(Web page code records)
================================
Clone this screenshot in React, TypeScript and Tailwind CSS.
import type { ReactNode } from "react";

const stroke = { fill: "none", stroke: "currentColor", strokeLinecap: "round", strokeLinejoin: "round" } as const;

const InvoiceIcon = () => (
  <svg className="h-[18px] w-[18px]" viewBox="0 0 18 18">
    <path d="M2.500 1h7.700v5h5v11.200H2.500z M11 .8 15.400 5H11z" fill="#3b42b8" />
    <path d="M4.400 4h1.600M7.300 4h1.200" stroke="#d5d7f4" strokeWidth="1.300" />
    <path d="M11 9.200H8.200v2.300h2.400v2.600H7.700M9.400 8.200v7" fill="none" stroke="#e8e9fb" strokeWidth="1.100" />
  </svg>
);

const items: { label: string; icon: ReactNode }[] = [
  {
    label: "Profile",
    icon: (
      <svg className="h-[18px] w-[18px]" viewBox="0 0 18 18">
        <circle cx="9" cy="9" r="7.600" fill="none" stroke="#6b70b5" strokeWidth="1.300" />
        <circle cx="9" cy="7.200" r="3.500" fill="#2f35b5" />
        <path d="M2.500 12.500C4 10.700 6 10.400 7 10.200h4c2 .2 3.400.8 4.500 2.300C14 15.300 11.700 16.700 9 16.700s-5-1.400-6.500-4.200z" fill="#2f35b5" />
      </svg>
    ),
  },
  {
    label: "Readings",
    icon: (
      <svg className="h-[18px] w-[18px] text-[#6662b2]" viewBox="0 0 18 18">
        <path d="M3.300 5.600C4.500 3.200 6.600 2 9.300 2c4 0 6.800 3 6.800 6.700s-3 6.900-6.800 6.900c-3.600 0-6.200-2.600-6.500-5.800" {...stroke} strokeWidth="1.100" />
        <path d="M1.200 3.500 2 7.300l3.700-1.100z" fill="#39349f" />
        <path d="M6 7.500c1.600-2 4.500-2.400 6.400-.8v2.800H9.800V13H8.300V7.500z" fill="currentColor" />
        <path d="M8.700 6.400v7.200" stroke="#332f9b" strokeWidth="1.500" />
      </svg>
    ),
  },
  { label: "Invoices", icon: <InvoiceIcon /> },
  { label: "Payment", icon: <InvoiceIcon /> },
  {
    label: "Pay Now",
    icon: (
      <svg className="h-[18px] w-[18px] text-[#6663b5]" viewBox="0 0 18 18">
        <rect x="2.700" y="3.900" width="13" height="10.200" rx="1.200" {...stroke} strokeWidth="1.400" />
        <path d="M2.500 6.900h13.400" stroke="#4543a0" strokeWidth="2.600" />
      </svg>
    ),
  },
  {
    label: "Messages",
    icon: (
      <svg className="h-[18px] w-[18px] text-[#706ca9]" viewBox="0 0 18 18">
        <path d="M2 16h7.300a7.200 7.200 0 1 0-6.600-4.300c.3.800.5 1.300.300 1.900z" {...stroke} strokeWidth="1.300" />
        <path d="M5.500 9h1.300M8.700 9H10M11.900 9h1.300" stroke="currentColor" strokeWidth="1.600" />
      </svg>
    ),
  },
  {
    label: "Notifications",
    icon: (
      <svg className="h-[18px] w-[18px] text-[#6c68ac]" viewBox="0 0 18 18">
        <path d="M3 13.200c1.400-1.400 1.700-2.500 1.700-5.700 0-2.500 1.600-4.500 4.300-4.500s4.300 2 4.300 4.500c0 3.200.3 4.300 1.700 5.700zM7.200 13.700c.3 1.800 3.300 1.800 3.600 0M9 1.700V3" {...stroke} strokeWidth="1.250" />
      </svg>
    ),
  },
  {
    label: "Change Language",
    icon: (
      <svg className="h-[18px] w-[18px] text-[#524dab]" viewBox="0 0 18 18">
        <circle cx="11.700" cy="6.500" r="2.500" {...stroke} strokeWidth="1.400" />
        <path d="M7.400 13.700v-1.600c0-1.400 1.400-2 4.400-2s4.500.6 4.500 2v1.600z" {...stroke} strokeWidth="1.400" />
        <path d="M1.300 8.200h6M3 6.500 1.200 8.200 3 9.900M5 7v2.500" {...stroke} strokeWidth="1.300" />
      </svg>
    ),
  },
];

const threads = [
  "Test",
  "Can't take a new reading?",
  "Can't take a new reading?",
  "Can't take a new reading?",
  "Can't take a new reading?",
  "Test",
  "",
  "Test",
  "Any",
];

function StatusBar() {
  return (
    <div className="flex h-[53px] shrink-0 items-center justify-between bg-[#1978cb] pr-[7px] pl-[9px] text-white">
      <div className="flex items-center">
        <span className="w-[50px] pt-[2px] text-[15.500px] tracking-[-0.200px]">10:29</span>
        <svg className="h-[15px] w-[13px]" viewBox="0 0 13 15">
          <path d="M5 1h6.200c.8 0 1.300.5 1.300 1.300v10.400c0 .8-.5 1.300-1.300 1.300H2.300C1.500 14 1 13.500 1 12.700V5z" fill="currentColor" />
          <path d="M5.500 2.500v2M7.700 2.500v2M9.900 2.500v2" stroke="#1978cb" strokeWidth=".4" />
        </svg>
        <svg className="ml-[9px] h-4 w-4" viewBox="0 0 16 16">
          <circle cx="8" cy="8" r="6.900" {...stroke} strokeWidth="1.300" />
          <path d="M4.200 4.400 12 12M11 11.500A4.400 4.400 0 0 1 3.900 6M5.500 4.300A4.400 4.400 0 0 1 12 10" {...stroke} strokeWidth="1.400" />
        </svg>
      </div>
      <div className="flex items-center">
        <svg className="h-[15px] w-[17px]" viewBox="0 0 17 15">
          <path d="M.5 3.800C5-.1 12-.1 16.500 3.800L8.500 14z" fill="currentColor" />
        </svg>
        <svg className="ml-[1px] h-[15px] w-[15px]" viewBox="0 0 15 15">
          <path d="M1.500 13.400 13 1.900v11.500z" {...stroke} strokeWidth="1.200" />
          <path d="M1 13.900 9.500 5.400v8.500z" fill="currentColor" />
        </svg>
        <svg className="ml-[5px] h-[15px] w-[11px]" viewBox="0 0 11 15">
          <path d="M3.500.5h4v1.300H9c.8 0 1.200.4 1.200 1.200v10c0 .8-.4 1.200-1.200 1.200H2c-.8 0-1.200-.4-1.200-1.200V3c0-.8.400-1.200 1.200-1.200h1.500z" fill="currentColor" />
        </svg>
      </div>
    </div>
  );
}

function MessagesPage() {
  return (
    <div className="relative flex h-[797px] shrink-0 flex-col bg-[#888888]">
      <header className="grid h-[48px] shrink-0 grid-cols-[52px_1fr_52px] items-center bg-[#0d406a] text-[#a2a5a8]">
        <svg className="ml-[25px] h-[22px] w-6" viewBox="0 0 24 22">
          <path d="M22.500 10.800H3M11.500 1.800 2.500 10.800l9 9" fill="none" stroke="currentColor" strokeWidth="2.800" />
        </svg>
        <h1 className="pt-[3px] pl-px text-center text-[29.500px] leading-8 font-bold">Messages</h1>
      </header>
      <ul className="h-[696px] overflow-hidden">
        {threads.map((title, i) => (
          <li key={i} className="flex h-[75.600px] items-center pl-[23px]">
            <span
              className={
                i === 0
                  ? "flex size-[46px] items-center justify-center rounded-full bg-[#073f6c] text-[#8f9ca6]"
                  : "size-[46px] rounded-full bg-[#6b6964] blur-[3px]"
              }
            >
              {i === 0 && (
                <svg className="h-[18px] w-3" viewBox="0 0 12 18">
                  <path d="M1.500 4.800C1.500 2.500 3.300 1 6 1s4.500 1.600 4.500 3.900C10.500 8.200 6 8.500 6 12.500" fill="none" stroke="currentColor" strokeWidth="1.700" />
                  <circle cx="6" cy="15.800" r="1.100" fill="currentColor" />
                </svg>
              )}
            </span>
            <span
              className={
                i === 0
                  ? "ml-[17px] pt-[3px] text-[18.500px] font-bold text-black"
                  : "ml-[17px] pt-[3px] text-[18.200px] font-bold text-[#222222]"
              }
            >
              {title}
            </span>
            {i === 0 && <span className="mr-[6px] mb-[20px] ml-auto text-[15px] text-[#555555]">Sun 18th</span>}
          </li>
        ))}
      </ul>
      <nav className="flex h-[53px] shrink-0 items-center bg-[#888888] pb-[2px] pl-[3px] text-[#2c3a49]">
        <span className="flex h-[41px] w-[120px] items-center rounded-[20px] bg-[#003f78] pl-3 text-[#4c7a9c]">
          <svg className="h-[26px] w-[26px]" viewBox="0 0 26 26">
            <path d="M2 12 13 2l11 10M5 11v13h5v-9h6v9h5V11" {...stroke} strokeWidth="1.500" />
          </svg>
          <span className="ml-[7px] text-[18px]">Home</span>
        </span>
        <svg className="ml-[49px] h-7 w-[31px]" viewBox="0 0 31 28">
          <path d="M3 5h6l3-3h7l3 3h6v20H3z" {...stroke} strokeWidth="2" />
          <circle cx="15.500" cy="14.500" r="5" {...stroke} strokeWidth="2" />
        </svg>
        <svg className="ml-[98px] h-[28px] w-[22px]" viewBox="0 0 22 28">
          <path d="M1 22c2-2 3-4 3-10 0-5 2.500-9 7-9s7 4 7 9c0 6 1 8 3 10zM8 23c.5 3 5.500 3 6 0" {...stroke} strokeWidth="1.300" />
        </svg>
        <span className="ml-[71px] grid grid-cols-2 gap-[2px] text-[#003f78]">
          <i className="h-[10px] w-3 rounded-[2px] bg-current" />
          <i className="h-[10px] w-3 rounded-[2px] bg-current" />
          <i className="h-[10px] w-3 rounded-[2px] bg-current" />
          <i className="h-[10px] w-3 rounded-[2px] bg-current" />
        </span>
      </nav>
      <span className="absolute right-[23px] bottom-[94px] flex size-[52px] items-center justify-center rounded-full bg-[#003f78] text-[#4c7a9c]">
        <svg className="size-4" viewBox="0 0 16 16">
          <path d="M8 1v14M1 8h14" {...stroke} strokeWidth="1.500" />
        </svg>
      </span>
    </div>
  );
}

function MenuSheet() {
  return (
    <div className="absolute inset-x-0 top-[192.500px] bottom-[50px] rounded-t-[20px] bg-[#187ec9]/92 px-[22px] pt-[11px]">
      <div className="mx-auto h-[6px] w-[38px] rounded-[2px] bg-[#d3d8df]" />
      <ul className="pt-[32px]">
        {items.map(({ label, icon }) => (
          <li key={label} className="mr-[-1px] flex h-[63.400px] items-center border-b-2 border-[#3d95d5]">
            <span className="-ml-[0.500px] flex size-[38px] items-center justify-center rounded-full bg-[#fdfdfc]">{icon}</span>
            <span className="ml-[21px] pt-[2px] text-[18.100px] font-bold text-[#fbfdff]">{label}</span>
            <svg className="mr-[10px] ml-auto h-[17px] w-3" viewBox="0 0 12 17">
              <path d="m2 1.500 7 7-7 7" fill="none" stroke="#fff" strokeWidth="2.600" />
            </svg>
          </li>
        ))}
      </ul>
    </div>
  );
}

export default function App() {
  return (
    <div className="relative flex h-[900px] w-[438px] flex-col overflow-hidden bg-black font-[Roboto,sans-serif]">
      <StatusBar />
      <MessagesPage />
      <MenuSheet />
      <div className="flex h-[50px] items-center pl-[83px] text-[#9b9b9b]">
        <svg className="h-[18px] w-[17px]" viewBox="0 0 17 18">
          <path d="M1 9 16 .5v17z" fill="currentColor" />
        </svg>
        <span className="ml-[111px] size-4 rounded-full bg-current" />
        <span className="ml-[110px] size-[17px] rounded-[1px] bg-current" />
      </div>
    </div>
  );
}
================================
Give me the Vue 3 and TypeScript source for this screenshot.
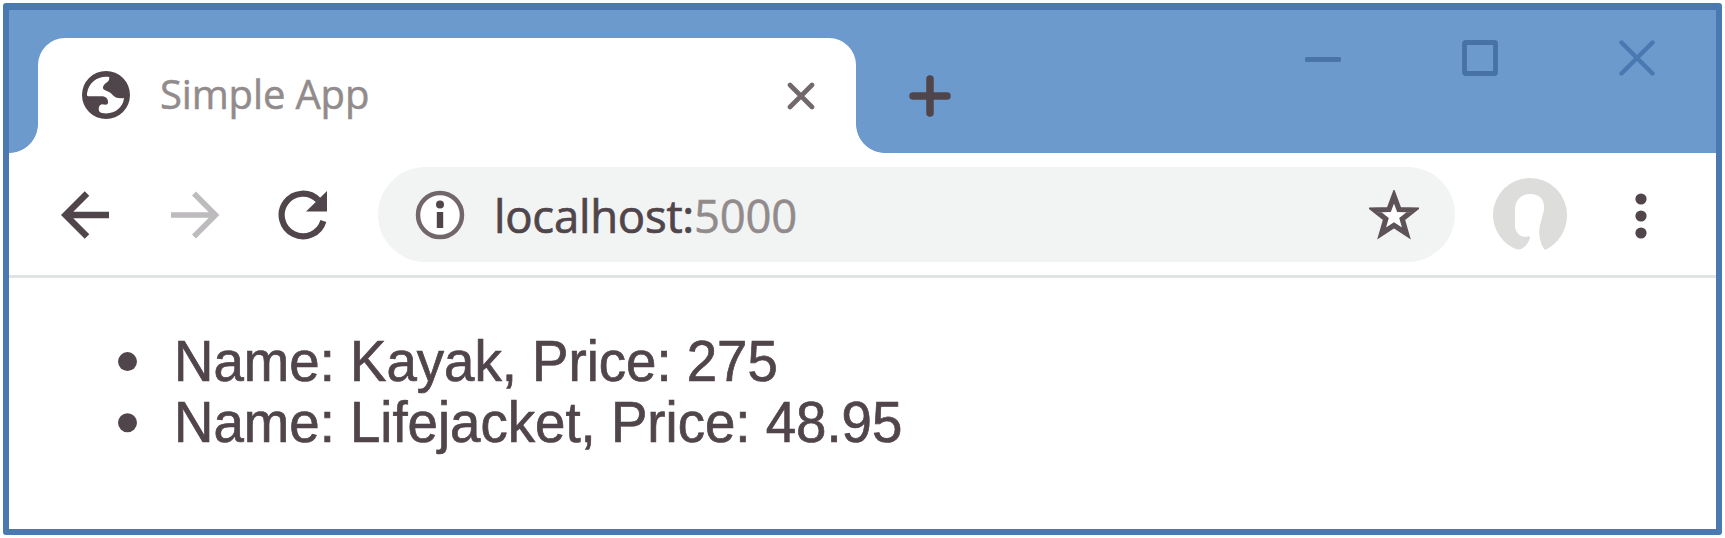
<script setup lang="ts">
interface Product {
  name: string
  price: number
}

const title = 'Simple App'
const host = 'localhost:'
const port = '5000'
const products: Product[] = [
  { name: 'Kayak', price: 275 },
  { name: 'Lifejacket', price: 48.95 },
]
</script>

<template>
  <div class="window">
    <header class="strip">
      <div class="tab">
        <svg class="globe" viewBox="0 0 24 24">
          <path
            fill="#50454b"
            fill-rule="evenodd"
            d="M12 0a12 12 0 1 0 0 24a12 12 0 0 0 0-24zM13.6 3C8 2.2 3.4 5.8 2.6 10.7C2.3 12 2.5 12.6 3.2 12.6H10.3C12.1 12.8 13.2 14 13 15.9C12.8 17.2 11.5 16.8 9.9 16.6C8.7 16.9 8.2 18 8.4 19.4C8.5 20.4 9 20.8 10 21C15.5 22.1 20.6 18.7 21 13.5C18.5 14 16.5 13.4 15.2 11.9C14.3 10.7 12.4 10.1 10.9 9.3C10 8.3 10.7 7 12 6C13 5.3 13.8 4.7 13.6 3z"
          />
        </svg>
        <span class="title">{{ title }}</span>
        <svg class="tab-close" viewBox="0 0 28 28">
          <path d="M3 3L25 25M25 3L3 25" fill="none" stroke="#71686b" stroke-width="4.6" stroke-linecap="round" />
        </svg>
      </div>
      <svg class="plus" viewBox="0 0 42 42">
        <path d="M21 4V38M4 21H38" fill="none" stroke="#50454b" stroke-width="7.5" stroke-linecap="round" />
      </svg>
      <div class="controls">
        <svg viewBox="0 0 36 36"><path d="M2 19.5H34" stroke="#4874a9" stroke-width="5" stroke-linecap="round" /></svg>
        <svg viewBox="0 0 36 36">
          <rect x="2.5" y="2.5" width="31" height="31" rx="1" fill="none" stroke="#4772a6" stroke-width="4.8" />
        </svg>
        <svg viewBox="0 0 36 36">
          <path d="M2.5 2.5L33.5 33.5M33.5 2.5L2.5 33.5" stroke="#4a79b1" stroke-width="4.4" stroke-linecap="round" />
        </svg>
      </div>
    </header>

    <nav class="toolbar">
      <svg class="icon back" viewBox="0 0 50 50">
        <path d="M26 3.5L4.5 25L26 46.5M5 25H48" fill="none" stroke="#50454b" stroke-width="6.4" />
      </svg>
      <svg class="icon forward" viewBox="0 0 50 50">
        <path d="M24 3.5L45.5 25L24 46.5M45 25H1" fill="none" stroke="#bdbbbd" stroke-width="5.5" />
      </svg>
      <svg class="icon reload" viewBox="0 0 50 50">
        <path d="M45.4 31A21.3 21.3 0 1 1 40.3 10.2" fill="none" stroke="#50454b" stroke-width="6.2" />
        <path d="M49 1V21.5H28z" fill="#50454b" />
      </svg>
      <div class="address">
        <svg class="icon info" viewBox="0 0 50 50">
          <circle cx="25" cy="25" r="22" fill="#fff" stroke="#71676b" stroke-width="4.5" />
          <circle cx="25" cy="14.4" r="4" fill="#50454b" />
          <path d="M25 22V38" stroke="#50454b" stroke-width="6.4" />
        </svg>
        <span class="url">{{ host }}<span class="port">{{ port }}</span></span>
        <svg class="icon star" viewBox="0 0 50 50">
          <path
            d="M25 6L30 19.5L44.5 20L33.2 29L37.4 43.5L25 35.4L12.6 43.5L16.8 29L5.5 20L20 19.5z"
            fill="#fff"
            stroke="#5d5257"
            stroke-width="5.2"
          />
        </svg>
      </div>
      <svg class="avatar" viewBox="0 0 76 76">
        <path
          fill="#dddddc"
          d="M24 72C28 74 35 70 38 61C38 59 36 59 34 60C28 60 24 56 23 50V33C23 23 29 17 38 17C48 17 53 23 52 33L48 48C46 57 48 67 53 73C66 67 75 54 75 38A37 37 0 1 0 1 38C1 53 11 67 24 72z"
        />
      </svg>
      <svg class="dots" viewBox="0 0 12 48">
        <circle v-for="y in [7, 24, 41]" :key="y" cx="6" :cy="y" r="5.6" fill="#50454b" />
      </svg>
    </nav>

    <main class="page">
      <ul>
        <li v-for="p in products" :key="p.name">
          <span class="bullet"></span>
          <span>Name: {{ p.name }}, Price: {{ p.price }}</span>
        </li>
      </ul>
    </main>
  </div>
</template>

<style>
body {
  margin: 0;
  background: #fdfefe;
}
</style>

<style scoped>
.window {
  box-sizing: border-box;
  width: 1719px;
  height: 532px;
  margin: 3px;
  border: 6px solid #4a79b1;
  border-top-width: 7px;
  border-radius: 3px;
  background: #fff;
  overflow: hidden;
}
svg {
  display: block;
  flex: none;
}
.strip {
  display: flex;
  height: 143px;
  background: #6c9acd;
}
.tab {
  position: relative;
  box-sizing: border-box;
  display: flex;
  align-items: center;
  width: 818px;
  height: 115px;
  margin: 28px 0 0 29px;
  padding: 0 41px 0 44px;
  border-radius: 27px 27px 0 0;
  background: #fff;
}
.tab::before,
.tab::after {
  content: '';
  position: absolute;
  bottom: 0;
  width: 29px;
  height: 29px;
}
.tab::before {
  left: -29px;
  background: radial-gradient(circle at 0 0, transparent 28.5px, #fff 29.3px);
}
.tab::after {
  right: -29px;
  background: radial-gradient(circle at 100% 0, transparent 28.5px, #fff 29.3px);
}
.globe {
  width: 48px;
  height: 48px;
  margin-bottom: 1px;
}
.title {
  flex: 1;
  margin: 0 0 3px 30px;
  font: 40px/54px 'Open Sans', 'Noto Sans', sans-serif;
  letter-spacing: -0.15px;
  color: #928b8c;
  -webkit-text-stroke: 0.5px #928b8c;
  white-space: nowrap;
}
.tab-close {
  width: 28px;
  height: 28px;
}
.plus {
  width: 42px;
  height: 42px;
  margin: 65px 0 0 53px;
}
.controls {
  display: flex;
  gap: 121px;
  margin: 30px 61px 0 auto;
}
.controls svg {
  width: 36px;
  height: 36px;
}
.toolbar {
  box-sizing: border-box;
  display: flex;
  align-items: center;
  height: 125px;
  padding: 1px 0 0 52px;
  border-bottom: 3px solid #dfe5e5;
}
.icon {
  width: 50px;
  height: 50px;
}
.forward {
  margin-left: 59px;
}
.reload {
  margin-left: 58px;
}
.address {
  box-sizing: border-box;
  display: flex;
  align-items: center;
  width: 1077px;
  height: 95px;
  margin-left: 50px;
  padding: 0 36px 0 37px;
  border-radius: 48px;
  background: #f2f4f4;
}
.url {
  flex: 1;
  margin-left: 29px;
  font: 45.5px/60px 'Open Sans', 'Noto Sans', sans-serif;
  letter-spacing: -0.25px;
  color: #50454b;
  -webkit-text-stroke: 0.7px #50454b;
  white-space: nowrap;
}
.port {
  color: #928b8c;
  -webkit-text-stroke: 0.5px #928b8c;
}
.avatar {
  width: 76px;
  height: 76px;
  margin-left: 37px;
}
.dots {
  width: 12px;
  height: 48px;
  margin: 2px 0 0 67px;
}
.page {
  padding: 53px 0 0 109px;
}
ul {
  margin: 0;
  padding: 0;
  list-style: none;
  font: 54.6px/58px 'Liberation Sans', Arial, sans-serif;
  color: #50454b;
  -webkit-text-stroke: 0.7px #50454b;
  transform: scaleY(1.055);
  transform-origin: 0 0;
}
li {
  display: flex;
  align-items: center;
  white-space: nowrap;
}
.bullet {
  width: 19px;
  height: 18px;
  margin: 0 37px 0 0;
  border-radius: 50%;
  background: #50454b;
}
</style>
================================
→ **What is required**:
In the records above, locate every line with the string "this" and copy it.

→ **Written solution**:
Clone this screenshot in React, TypeScript and Tailwind CSS.
Give me the Vue 3 and TypeScript source for this screenshot.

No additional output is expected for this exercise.